— MATERIAL —
--

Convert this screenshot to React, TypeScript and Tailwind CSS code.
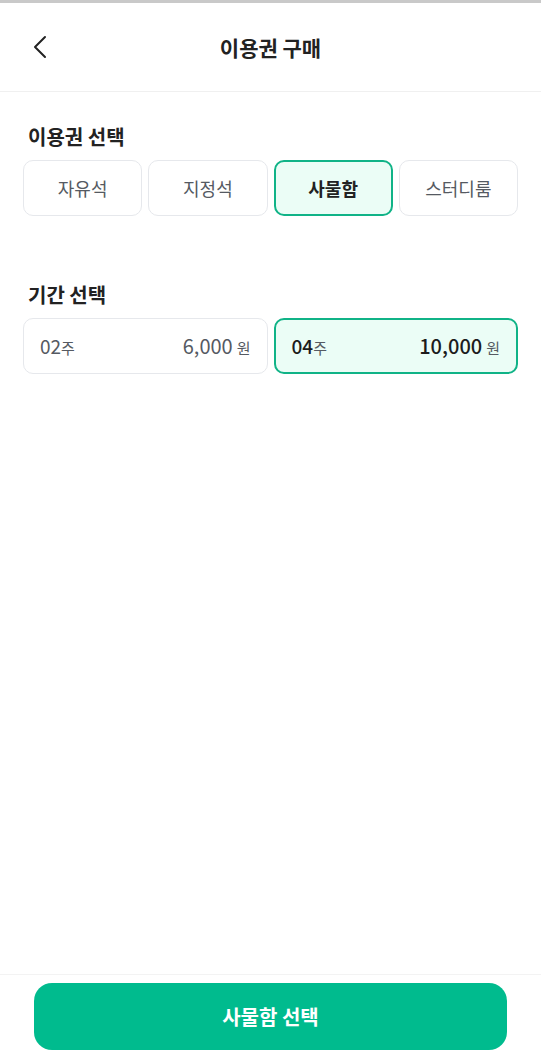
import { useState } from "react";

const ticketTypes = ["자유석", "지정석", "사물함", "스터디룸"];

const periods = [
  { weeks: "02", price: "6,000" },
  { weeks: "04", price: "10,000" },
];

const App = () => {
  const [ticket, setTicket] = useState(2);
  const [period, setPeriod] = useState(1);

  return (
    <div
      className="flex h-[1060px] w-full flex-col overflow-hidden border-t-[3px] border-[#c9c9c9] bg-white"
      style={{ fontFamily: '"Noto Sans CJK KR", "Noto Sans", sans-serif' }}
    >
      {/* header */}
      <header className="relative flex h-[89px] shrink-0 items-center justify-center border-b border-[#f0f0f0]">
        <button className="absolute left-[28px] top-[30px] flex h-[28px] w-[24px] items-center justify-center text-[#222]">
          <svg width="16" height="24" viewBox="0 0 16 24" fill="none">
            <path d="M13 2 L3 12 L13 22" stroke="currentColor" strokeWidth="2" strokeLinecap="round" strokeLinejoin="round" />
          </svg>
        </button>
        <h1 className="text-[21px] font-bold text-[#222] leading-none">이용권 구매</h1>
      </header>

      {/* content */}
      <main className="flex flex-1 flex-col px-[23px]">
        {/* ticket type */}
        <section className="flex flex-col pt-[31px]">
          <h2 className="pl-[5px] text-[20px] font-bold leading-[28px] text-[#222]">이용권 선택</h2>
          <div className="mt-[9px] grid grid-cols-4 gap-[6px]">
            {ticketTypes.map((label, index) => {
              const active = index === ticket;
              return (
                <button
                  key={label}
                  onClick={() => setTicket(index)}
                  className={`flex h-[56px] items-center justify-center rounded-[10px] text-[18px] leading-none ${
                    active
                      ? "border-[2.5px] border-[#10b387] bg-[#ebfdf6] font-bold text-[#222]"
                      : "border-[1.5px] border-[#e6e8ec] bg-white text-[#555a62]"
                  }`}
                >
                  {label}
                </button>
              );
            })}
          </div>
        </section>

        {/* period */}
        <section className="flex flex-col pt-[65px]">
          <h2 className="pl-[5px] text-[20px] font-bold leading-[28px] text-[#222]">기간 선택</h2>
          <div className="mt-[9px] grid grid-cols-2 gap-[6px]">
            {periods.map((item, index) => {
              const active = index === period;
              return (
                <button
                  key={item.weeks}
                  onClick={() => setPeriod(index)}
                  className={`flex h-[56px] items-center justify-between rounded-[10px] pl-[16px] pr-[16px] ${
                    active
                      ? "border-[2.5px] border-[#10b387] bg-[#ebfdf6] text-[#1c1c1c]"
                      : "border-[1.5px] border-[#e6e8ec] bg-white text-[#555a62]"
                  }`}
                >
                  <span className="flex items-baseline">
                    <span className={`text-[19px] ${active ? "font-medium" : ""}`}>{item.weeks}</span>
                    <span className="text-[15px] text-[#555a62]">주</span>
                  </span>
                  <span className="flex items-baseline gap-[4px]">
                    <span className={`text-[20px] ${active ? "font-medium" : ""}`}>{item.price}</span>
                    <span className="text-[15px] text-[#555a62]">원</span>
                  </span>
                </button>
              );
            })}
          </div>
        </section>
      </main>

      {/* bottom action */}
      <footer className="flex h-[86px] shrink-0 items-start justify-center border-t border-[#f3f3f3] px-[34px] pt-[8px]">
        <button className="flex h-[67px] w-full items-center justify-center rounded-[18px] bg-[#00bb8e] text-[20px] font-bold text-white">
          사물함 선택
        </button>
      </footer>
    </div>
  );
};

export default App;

--

— CHALLENGE —
Reproduce the material above from its first line through the line containing "const [period, setPeriod] = useState(1);", both ends included, and skip every picture.

— WORKED ANSWER —
Convert this screenshot to React, TypeScript and Tailwind CSS code.
import { useState } from "react";

const ticketTypes = ["자유석", "지정석", "사물함", "스터디룸"];

const periods = [
  { weeks: "02", price: "6,000" },
  { weeks: "04", price: "10,000" },
];

const App = () => {
  const [ticket, setTicket] = useState(2);
  const [period, setPeriod] = useState(1);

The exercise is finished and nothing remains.